Leska finished with a discussion of school administration, and how the amount of time an administration spends addressing anti-racist and culturally relevant pedagogy is directly related to the level of comfort educators have with respect to undertaking such projects. “The more, as a district as a school, as an administrative team, the more you are training teachers or sitting teachers down to have conversations about this, the more that you build up teachers to feel confident to talk about it, to feel confident that, ‘if you’re taking time out of our PDE to talk about race or antiracist education and these issues for kids then it probably means that when i go into the classroom to do this, and to wave my flag, you’re going to have my back’”.

The opposite is also true: “And if you’re not getting trained on those things then [the administration] is sending a silent message.

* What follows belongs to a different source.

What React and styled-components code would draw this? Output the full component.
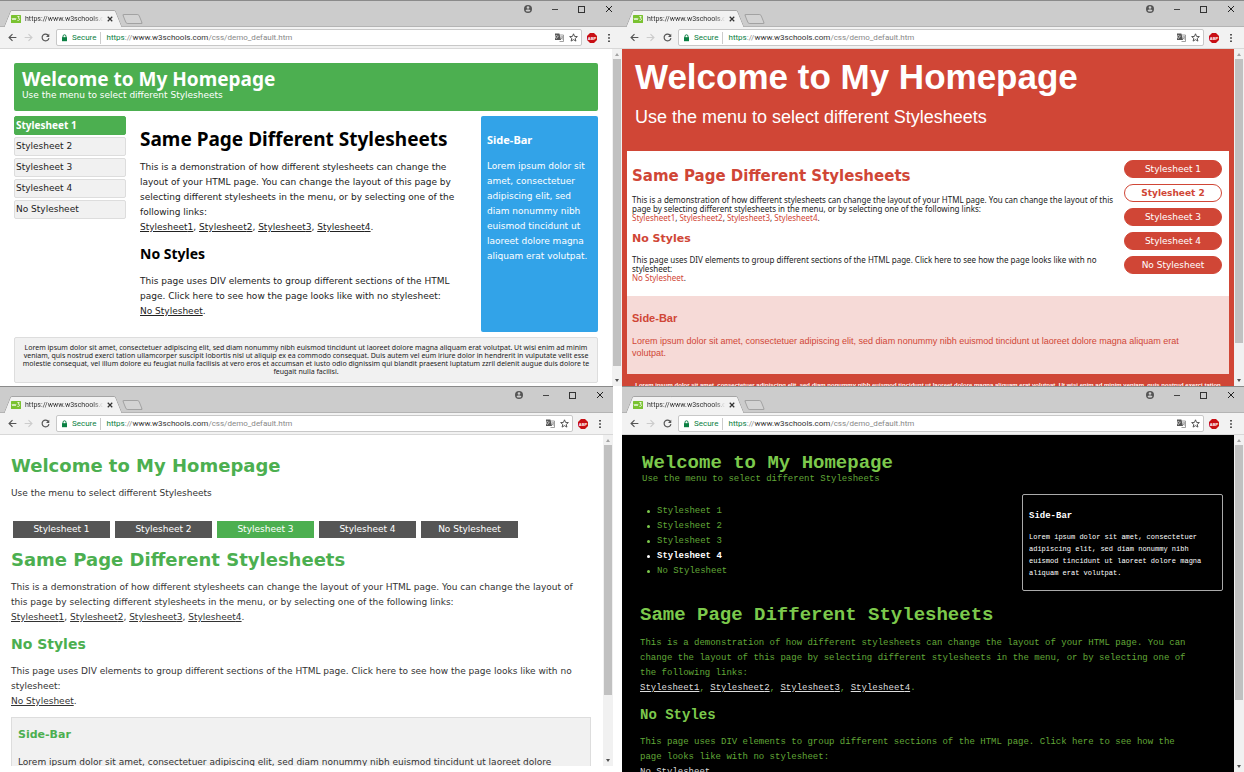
import React from 'react';
import styled, { createGlobalStyle, css } from 'styled-components';

const LUCIDA = '"Noto Sans", "Open Sans", sans-serif';
const VERDANA = '"DejaVu Sans", sans-serif';
const ARIAL = '"Liberation Sans", sans-serif';
const COURIER = '"Liberation Mono", monospace';
const UI = 'Roboto, sans-serif';

const GlobalStyle = createGlobalStyle`
  *, *::before, *::after { box-sizing: border-box; }
  body { margin: 0; background: #fff; }
  h1, h2, h3, p, ul { margin: 0; padding: 0; }
  ul { list-style: none; }
  button { border: 0; padding: 0; background: none; }
`;

/* ---------- browser window ---------- */

const Desktop = styled.main`
  display: grid;
  grid-template-columns: minmax(0, 1fr) minmax(0, 1fr);
  grid-template-rows: minmax(0, 1fr) minmax(0, 1fr);
  height: 100vh;
  overflow: hidden;
`;

const Frame = styled.section`
  display: flex;
  flex-direction: column;
  min-width: 0;
  min-height: 0;
  overflow: hidden;
  ${(p) => p.$inset && css`margin: 0 9px 6px 0;`}
`;

const TitleBar = styled.header`
  display: flex;
  flex: none;
  height: 27px;
  padding-left: 7px;
  border-top: 1px solid #8a8a8a;
  background: #ccc;
  border-bottom: 1px solid #b4b4b4;
`;

const Tab = styled.div`
  position: relative;
  z-index: 0;
  display: flex;
  align-items: center;
  gap: 4px;
  width: 112px;
  height: 17px;
  margin-top: 9px;
  padding: 0 6px 0 4px;
  &::before,
  &::after {
    content: '';
    position: absolute;
    z-index: -1;
    top: 0;
    bottom: 0;
    width: 60%;
    background: #f2f2f2;
    border-top: 1px solid #a5a5a5;
  }
  &::before {
    left: 0;
    border-left: 1px solid #a5a5a5;
    border-top-left-radius: 2px;
    transform: skewX(-22deg);
  }
  &::after {
    right: 0;
    border-right: 1px solid #a5a5a5;
    border-top-right-radius: 2px;
    transform: skewX(22deg);
  }
`;

const TabTitle = styled.span`
  flex: 1;
  overflow: hidden;
  white-space: nowrap;
  font: 7px/12px ${UI};
  color: #333;
  mask-image: linear-gradient(to right, #000 88%, transparent);
`;

const IconButton = styled.button`
  display: flex;
  align-items: center;
  justify-content: center;
  width: ${(p) => p.$w}px;
  color: ${(p) => p.$color || '#555'};
`;

const NewTab = styled.button`
  width: 17px;
  height: 10px;
  margin: 13px 0 0 5px;
  border: 1px solid #a2a2a2;
  border-radius: 2px;
  background: #d3d3d3;
  transform: skewX(22deg);
`;

const WindowButtons = styled.div`
  display: flex;
  height: 16px;
  margin-left: auto;
`;

const Toolbar = styled.div`
  display: flex;
  align-items: center;
  flex: none;
  height: 22px;
  padding: 0 4px;
  background: #f2f2f2;
  border-bottom: 1px solid #d8d8d8;
`;

const AddressBar = styled.div`
  display: flex;
  align-items: center;
  flex: 1;
  height: 17px;
  margin: 0 1px 0 2px;
  padding: 0 0 0 4px;
  border: 1px solid #c8c8c8;
  border-radius: 2px;
  background: #fff;
  font: 8px/12px ${UI};
  white-space: nowrap;
`;

const Secure = styled.span`
  margin-left: 4px;
  padding-right: 4px;
  border-right: 1px solid #ccc;
  color: #0b8043;
`;

const Address = styled.div`
  flex: 1;
  overflow: hidden;
  padding-left: 5px;
  color: #888;
  b { font-weight: 400; color: #333; }
  i { font-style: normal; color: #0b8043; }
`;

const Viewport = styled.div`
  display: flex;
  flex: 1;
  min-height: 0;
`;

const Scrollbar = styled.div`
  display: flex;
  flex-direction: column;
  align-items: center;
  justify-content: space-between;
  flex: none;
  width: 10px;
  background: #f1f1f1;
`;

const Thumb = styled.div`
  width: 8px;
  flex: 0 1 ${(p) => p.$size}px;
  margin-bottom: auto;
  background: #c1c1c1;
`;

const ArrowCell = styled.div`
  display: flex;
  align-items: center;
  justify-content: center;
  flex: none;
  height: ${(p) => p.$h}px;
`;

const Page = styled.div`
  flex: 1;
  min-width: 0;
  overflow: hidden;
`;

const Favicon = () => (
  <svg width="10" height="8" viewBox="0 0 10 8" aria-hidden="true">
    <rect width="10" height="8" rx="0.5" fill="#7ac231" />
    <path d="M1 3l1 2 1-2 1 2 1-2" fill="none" stroke="#fff" strokeWidth="0.8" />
    <path d="M6.4 1.5h1.8L7.4 3.2c1.8 0 1.4 2.8-1 2.2" fill="none" stroke="#fff" strokeWidth="0.8" />
  </svg>
);

const Cross = ({ size, width }) => (
  <svg width={size} height={size} viewBox="0 0 8 8" aria-hidden="true">
    <path d="M1 1l6 6M7 1L1 7" stroke="currentColor" strokeWidth={width} />
  </svg>
);

const Arrow = ({ back }) => (
  <svg width="9" height="9" viewBox="0 0 10 10" aria-hidden="true">
    <path
      d={back ? 'M9.3 5H1.4M5 1.2L1.2 5 5 8.8' : 'M.7 5h7.9M5 1.2L8.8 5 5 8.8'}
      fill="none"
      stroke="currentColor"
      strokeWidth="1.3"
    />
  </svg>
);

const Browser = ({ children, thumb, inset, label }) => (
  <Frame $inset={inset} aria-label={label}>
    <TitleBar>
      <Tab>
        <Favicon />
        <TabTitle>https://www.w3schools.com</TabTitle>
        <IconButton $w={6} $color="#333" aria-label="Close tab"><Cross size={6} width={1.6} /></IconButton>
      </Tab>
      <NewTab aria-label="New tab" />
      <WindowButtons>
        <IconButton $w={27} aria-label="Profile">
          <svg width="8" height="8" viewBox="0 0 8 8" aria-hidden="true">
            <circle cx="4" cy="4" r="4" fill="#555" />
            <circle cx="4" cy="2.5" r="1.3" fill="#ccc" />
            <path d="M1.6 5.4c.5-1.2 4.3-1.2 4.8 0-1 1.6-3.8 1.6-4.8 0z" fill="#ccc" />
          </svg>
        </IconButton>
        <IconButton $w={27} aria-label="Minimise">
          <svg width="6" height="7" viewBox="0 0 6 7" aria-hidden="true">
            <path d="M0 3.5h6" stroke="#444" />
          </svg>
        </IconButton>
        <IconButton $w={27} aria-label="Maximise">
          <svg width="7" height="7" viewBox="0 0 7 7" aria-hidden="true">
            <rect x=".5" y=".5" width="6" height="6" fill="none" stroke="#333" />
          </svg>
        </IconButton>
        <IconButton $w={27} $color="#222" aria-label="Close"><Cross size={8} width={1} /></IconButton>
      </WindowButtons>
    </TitleBar>
    <Toolbar>
      <IconButton $w={17} aria-label="Back"><Arrow back /></IconButton>
      <IconButton $w={15} $color="#ccc" aria-label="Forward"><Arrow /></IconButton>
      <IconButton $w={18} aria-label="Reload">
        <svg width="9" height="9" viewBox="0 0 10 10" aria-hidden="true">
          <path d="M8.3 3A3.8 3.8 0 1 0 8.8 5.6" fill="none" stroke="#555" strokeWidth="1.3" />
          <path d="M9.2.8v3.6H5.6z" fill="#555" />
        </svg>
      </IconButton>
      <AddressBar>
        <svg width="7" height="8" viewBox="0 0 7 8" aria-hidden="true">
          <path d="M2 4V2.3a1.5 1.5 0 0 1 3 0V4" fill="none" stroke="#0b8043" />
          <rect x="1" y="3.2" width="5" height="4" fill="#0b8043" />
        </svg>
        <Secure>Secure</Secure>
        <Address role="textbox" aria-label="Address" tabIndex={0}>
          <i>https</i>://<b>www.w3schools.com</b>/css/demo_default.htm
        </Address>
        <IconButton $w={14} aria-label="Translate">
          <svg width="9" height="9" viewBox="0 0 9 9" aria-hidden="true">
            <path d="M3.5 2H8.5V8.5H4.5" fill="#fff" stroke="#888" strokeWidth=".8" />
            <path d="M0 .5h4.4L6 7H0z" fill="#555" />
            <path d="M3.6 3.2H2.4a1.3 1.3 0 1 0 .1 1.1" fill="none" stroke="#fff" strokeWidth=".7" />
            <path d="M5.6 3.8h2.4M7.4 3.8c0 1.4-.8 2-1.3 2.4M6.2 4.6l1.6 2" fill="none" stroke="#666" strokeWidth=".6" />
          </svg>
        </IconButton>
        <IconButton $w={15} aria-label="Bookmark">
          <svg width="9" height="9" viewBox="0 0 10 10" aria-hidden="true">
            <path d="M5 .9l1.2 2.9 3.1.2-2.4 2 .8 3L5 7.4 2.3 9l.8-3L.7 4l3.1-.2z" fill="none" stroke="#444" strokeWidth="1" />
          </svg>
        </IconButton>
      </AddressBar>
      <IconButton $w={17} aria-label="Ad blocker">
        <svg width="10" height="10" viewBox="0 0 10 10" aria-hidden="true">
          <path d="M3 0h4l3 3v4l-3 3H3L0 7V3z" fill="#c80f14" />
          <text x="5" y="6.6" textAnchor="middle" fontFamily="Liberation Sans" fontWeight="700" fontSize="4" fill="#fff">ABP</text>
        </svg>
      </IconButton>
      <IconButton $w={18} aria-label="Menu">
        <svg width="2" height="8" viewBox="0 0 2 8" aria-hidden="true">
          <path d="M0 0h2v1.5H0zM0 3.2h2v1.5H0zM0 6.4h2V8H0z" fill="#555" />
        </svg>
      </IconButton>
    </Toolbar>
    <Viewport>
      {children}
      <Scrollbar aria-hidden="true">
        <ArrowCell $h={10}>
          <svg width="4" height="3" viewBox="0 0 4 3"><path d="M0 3l2-3 2 3z" fill="#a3a3a3" /></svg>
        </ArrowCell>
        <Thumb $size={thumb} />
        <ArrowCell $h={12}>
          <svg width="4" height="3" viewBox="0 0 4 3"><path d="M0 0l2 3 2-3z" fill="#505050" /></svg>
        </ArrowCell>
      </Scrollbar>
    </Viewport>
  </Frame>
);

/* ---------- shared text blocks ---------- */

const SHEETS = ['Stylesheet 1', 'Stylesheet 2', 'Stylesheet 3', 'Stylesheet 4', 'No Stylesheet'];

const Line = styled.span`
  display: block;
  white-space: nowrap;
`;

const Lines = ({ of }) => of.map((text) => <Line key={text}>{text}</Line>);

const Links = () => (
  <Line>
    {[1, 2, 3, 4].map((n) => (
      <React.Fragment key={n}>
        <a href={`#sheet${n}`}>Stylesheet{n}</a>
        {n < 4 ? ', ' : '.'}
      </React.Fragment>
    ))}
  </Line>
);

const NoLink = () => (
  <Line>
    <a href="#none">No Stylesheet</a>.
  </Line>
);

const Menu = ({ as: Item, active }) =>
  SHEETS.map((name, i) => (
    <li key={name}>
      <Item href={`#${i}`} $on={i === active}>{name}</Item>
    </li>
  ));

/* ---------- stylesheet 1 ---------- */

const PageOne = styled(Page)`
  display: flex;
  flex-direction: column;
  gap: 5px;
  padding: 14px 14px 3px;
  font: 9px/15px ${VERDANA};
  color: #222;
  a { color: inherit; }
  h1, h2, h3 { font-family: ${LUCIDA}; }
`;

const BannerOne = styled.header`
  padding: 6px 8px 10px;
  border-radius: 2px;
  background: #4caf50;
  color: #fff;
  line-height: 12px;
  h1 { font-size: 19px; line-height: 20px; }
`;

const ColumnsOne = styled.div`
  display: grid;
  grid-template-columns: 112px minmax(0, 1fr) 117px;
  column-gap: 14px;
  flex: 1;
`;

const MenuOne = styled.ul`
  display: flex;
  flex-direction: column;
  gap: 2px;
`;

const ItemOne = styled.a`
  display: block;
  height: 19px;
  padding: 0 1px;
  border: 1px solid ${(p) => (p.$on ? '#4caf50' : '#ddd')};
  border-radius: 2px;
  background: ${(p) => (p.$on ? '#4caf50' : '#f1f1f1')};
  font: ${(p) => (p.$on ? `700 10px/17px ${LUCIDA}` : `9px/17px ${VERDANA}`)};
  text-decoration: none;
  && { color: ${(p) => (p.$on ? '#fff' : '#222')}; }
`;

const MainOne = styled.article`
  padding-top: 11px;
  h1 { margin-bottom: 9px; font-size: 19px; line-height: 24px; color: #000; }
  h2 { margin: 9px 0 10px; font-size: 14px; line-height: 20px; color: #000; }
`;

const AsideOne = styled.aside`
  padding: 16px 6px 0;
  border-radius: 2px;
  background: #32a3e8;
  color: #fff;
  h3 { margin-bottom: 11px; font-size: 11px; line-height: 16px; }
`;

const FooterOne = styled.footer`
  padding: 6px 0;
  border: 1px solid #ddd;
  border-radius: 2px;
  background: #f1f1f1;
  font: 7px/8px ${LUCIDA};
  text-align: center;
`;

/* ---------- stylesheet 2 ---------- */

const PageTwo = styled(Page)`
  padding: 10px 5px 0;
  background: #d04636;
  font: 8px/9px ${LUCIDA};
  color: #222;
  a { color: #d04636; text-decoration: none; }
`;

const BannerTwo = styled.header`
  padding: 0 8px 22px;
  color: #fff;
  font: 18px/24px ${ARIAL};
  h1 { margin-bottom: 10px; font-size: 35px; line-height: 36px; }
`;

const BodyTwo = styled.div`
  display: flex;
  justify-content: space-between;
  padding: 9px 7px 0 5px;
  min-height: 145px;
  background: #fff;
`;

const MainTwo = styled.article`
  padding-top: 6px;
  h1, h2 { color: #d04636; font-family: ${VERDANA}; }
  h1 { margin-bottom: 9px; font-size: 15px; line-height: 20px; }
  h2 { margin: 9px 0 8px; font-size: 11px; line-height: 16px; }
`;

const MenuTwo = styled.ul`
  display: flex;
  flex-direction: column;
  gap: 6px;
  flex: 0 0 98px;
`;

const ItemTwo = styled.a`
  display: block;
  height: 18px;
  border: 1px solid #d04636;
  border-radius: 9px;
  background: ${(p) => (p.$on ? '#fff' : '#d04636')};
  font: ${(p) => (p.$on ? 700 : 400)} 9px/17px ${VERDANA};
  text-align: center;
  && { color: ${(p) => (p.$on ? '#d04636' : '#fff')}; }
`;

const AsideTwo = styled.aside`
  height: 78px;
  padding: 14px 5px 0;
  background: #f6dad7;
  color: #d04636;
  font: 9px/12px ${ARIAL};
  h3 { margin-bottom: 9px; font-size: 11px; line-height: 16px; }
`;

const FooterTwo = styled.footer`
  padding-top: 7px;
  color: #fff;
  font: 700 6px/8px ${ARIAL};
  text-align: center;
`;

/* ---------- stylesheet 3 ---------- */

const PageThree = styled(Page)`
  padding: 19px 12px 0 11px;
  font: 9px/15px ${VERDANA};
  color: #333;
  a { color: inherit; }
  h1, h2, h3 { color: #4caf50; }
  h1 { font-size: 18px; line-height: 24px; }
  h2 { margin: 9px 0 10px; font-size: 14px; line-height: 20px; }
`;

const BannerThree = styled.header`
  h1 { margin-bottom: 8px; }
`;

const MenuThree = styled.ul`
  display: flex;
  gap: 5px;
  margin: 20px 0 10px;
  padding-left: 2px;
`;

const ItemThree = styled.a`
  display: block;
  width: 97px;
  height: 17px;
  background: ${(p) => (p.$on ? '#4caf50' : '#555')};
  line-height: 17px;
  text-align: center;
  text-decoration: none;
  && { color: #fff; }
`;

const MainThree = styled.article`
  h1 { margin-bottom: 8px; }
`;

const AsideThree = styled.aside`
  margin-top: 8px;
  padding: 9px 6px 20px;
  border: 1px solid #ddd;
  background: #f1f1f1;
  h3 { margin-bottom: 12px; font-size: 11px; line-height: 16px; }
`;

/* ---------- stylesheet 4 ---------- */

const PageFour = styled(Page)`
  padding: 18px 11px 0 18px;
  background: #000;
  font: 9px/15px ${COURIER};
  color: #62a838;
  h1, h2 { color: #7cc94c; }
  h1 { font-size: 19px; }
`;

const BannerFour = styled.header`
  padding-left: 2px;
  line-height: 12px;
  h1 { line-height: 20px; }
`;

const RowFour = styled.div`
  display: flex;
  justify-content: space-between;
  align-items: flex-start;
  margin-top: 9px;
`;

const MenuFour = styled.ul`
  padding: 10px 0 0 7px;
  li { display: flex; }
`;

const ItemFour = styled.a`
  display: flex;
  align-items: center;
  color: ${(p) => (p.$on ? '#fff' : '#62a838')};
  font-weight: ${(p) => (p.$on ? 700 : 400)};
  text-decoration: none;
  &::before {
    content: '';
    width: 3px;
    height: 3px;
    margin-right: 7px;
    border-radius: 2px;
    background: ${(p) => (p.$on ? '#fff' : '#7cc94c')};
  }
`;

const AsideFour = styled.aside`
  width: 201px;
  height: 97px;
  padding: 14px 6px 0;
  border: 1px solid #aaa;
  border-radius: 2px;
  color: #fff;
  font-size: 7px;
  line-height: 12px;
  h3 { margin-bottom: 8px; font-size: 9px; line-height: 15px; }
  p { margin-top: -1px; }
`;

const MainFour = styled.article`
  padding-top: 12px;
  a { color: #ddd; }
  h1 { margin-bottom: 9px; line-height: 24px; }
  h2 { margin: 9px 0 10px; font-size: 14px; line-height: 20px; }
`;

export default function App() {
  return (
    <>
      <GlobalStyle />
      <Desktop>
        <Browser thumb={307} label="Stylesheet 1">
          <PageOne>
            <BannerOne>
              <h1>Welcome to My Homepage</h1>
              <p>Use the menu to select different Stylesheets</p>
            </BannerOne>
            <ColumnsOne>
              <MenuOne><Menu as={ItemOne} active={0} /></MenuOne>
              <MainOne>
                <h1>Same Page Different Stylesheets</h1>
                <p>
                  <Lines of={[
                    'This is a demonstration of how different stylesheets can change the',
                    'layout of your HTML page. You can change the layout of this page by',
                    'selecting different stylesheets in the menu, or by selecting one of the',
                    'following links:',
                  ]} />
                  <Links />
                </p>
                <h2>No Styles</h2>
                <p>
                  <Lines of={[
                    'This page uses DIV elements to group different sections of the HTML',
                    'page. Click here to see how the page looks like with no stylesheet:',
                  ]} />
                  <NoLink />
                </p>
              </MainOne>
              <AsideOne>
                <h3>Side-Bar</h3>
                <p>
                  <Lines of={[
                    'Lorem ipsum dolor sit',
                    'amet, consectetuer',
                    'adipiscing elit, sed',
                    'diam nonummy nibh',
                    'euismod tincidunt ut',
                    'laoreet dolore magna',
                    'aliquam erat volutpat.',
                  ]} />
                </p>
              </AsideOne>
            </ColumnsOne>
            <FooterOne>
              <Lines of={[
                'Lorem ipsum dolor sit amet, consectetuer adipiscing elit, sed diam nonummy nibh euismod tincidunt ut laoreet dolore magna aliquam erat volutpat. Ut wisi enim ad minim',
                'veniam, quis nostrud exerci tation ullamcorper suscipit lobortis nisl ut aliquip ex ea commodo consequat. Duis autem vel eum iriure dolor in hendrerit in vulputate velit esse',
                'molestie consequat, vel illum dolore eu feugiat nulla facilisis at vero eros et accumsan et iusto odio dignissim qui blandit praesent luptatum zzril delenit augue duis dolore te',
                'feugait nulla facilisi.',
              ]} />
            </FooterOne>
          </PageOne>
        </Browser>

        <Browser thumb={284} label="Stylesheet 2">
          <PageTwo>
            <BannerTwo>
              <h1>Welcome to My Homepage</h1>
              <p>Use the menu to select different Stylesheets</p>
            </BannerTwo>
            <BodyTwo>
              <MainTwo>
                <h1>Same Page Different Stylesheets</h1>
                <p>
                  <Lines of={[
                    'This is a demonstration of how different stylesheets can change the layout of your HTML page. You can change the layout of this',
                    'page by selecting different stylesheets in the menu, or by selecting one of the following links:',
                  ]} />
                  <Links />
                </p>
                <h2>No Styles</h2>
                <p>
                  <Lines of={[
                    'This page uses DIV elements to group different sections of the HTML page. Click here to see how the page looks like with no',
                    'stylesheet:',
                  ]} />
                  <NoLink />
                </p>
              </MainTwo>
              <MenuTwo><Menu as={ItemTwo} active={1} /></MenuTwo>
            </BodyTwo>
            <AsideTwo>
              <h3>Side-Bar</h3>
              <p>
                <Lines of={[
                  'Lorem ipsum dolor sit amet, consectetuer adipiscing elit, sed diam nonummy nibh euismod tincidunt ut laoreet dolore magna aliquam erat',
                  'volutpat.',
                ]} />
              </p>
            </AsideTwo>
            <FooterTwo>
              <Lines of={[
                'Lorem ipsum dolor sit amet, consectetuer adipiscing elit, sed diam nonummy nibh euismod tincidunt ut laoreet dolore magna aliquam erat volutpat. Ut wisi enim ad minim veniam, quis nostrud exerci tation',
              ]} />
            </FooterTwo>
          </PageTwo>
        </Browser>

        <Browser thumb={250} inset label="Stylesheet 3">
          <PageThree>
            <BannerThree>
              <h1>Welcome to My Homepage</h1>
              <p>Use the menu to select different Stylesheets</p>
            </BannerThree>
            <MenuThree><Menu as={ItemThree} active={2} /></MenuThree>
            <MainThree>
              <h1>Same Page Different Stylesheets</h1>
              <p>
                <Lines of={[
                  'This is a demonstration of how different stylesheets can change the layout of your HTML page. You can change the layout of',
                  'this page by selecting different stylesheets in the menu, or by selecting one of the following links:',
                ]} />
                <Links />
              </p>
              <h2>No Styles</h2>
              <p>
                <Lines of={[
                  'This page uses DIV elements to group different sections of the HTML page. Click here to see how the page looks like with no',
                  'stylesheet:',
                ]} />
                <NoLink />
              </p>
            </MainThree>
            <AsideThree>
              <h3>Side-Bar</h3>
              <p>
                <Lines of={[
                  'Lorem ipsum dolor sit amet, consectetuer adipiscing elit, sed diam nonummy nibh euismod tincidunt ut laoreet dolore',
                ]} />
              </p>
            </AsideThree>
          </PageThree>
        </Browser>

        <Browser thumb={255} label="Stylesheet 4">
          <PageFour>
            <BannerFour>
              <h1>Welcome to My Homepage</h1>
              <p>Use the menu to select different Stylesheets</p>
            </BannerFour>
            <RowFour>
              <MenuFour><Menu as={ItemFour} active={3} /></MenuFour>
              <AsideFour>
                <h3>Side-Bar</h3>
                <p>
                  <Lines of={[
                    'Lorem ipsum dolor sit amet, consectetuer',
                    'adipiscing elit, sed diam nonummy nibh',
                    'euismod tincidunt ut laoreet dolore magna',
                    'aliquam erat volutpat.',
                  ]} />
                </p>
              </AsideFour>
            </RowFour>
            <MainFour>
              <h1>Same Page Different Stylesheets</h1>
              <p>
                <Lines of={[
                  'This is a demonstration of how different stylesheets can change the layout of your HTML page. You can',
                  'change the layout of this page by selecting different stylesheets in the menu, or by selecting one of',
                  'the following links:',
                ]} />
                <Links />
              </p>
              <h2>No Styles</h2>
              <p>
                <Lines of={[
                  'This page uses DIV elements to group different sections of the HTML page. Click here to see how the',
                  'page looks like with no stylesheet:',
                ]} />
                <NoLink />
              </p>
            </MainFour>
          </PageFour>
        </Browser>
      </Desktop>
    </>
  );
}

When people aren’t talking about it or an administration or a district is not talking about then you’re sending a silent message that ‘mm, I don’t want to touch it’”. Leska, who is also a member of her school’s equity team tells us that the main reason more of her peers do not practice anti-racist or culturally relevant pedagogy is the perceived lack of administrative support in case a lesson goes awry. 

“I honestly wish that I had space to talk about race and gender and inequities, in school. I wish that someone was like ‘okay now her is your time, in this group, and this is the action plan’” Leska concludes. “In order to be an effective anti-racist educator you have to be in conversation with people and I just don't think that people provide lots of time for teachers to do that”.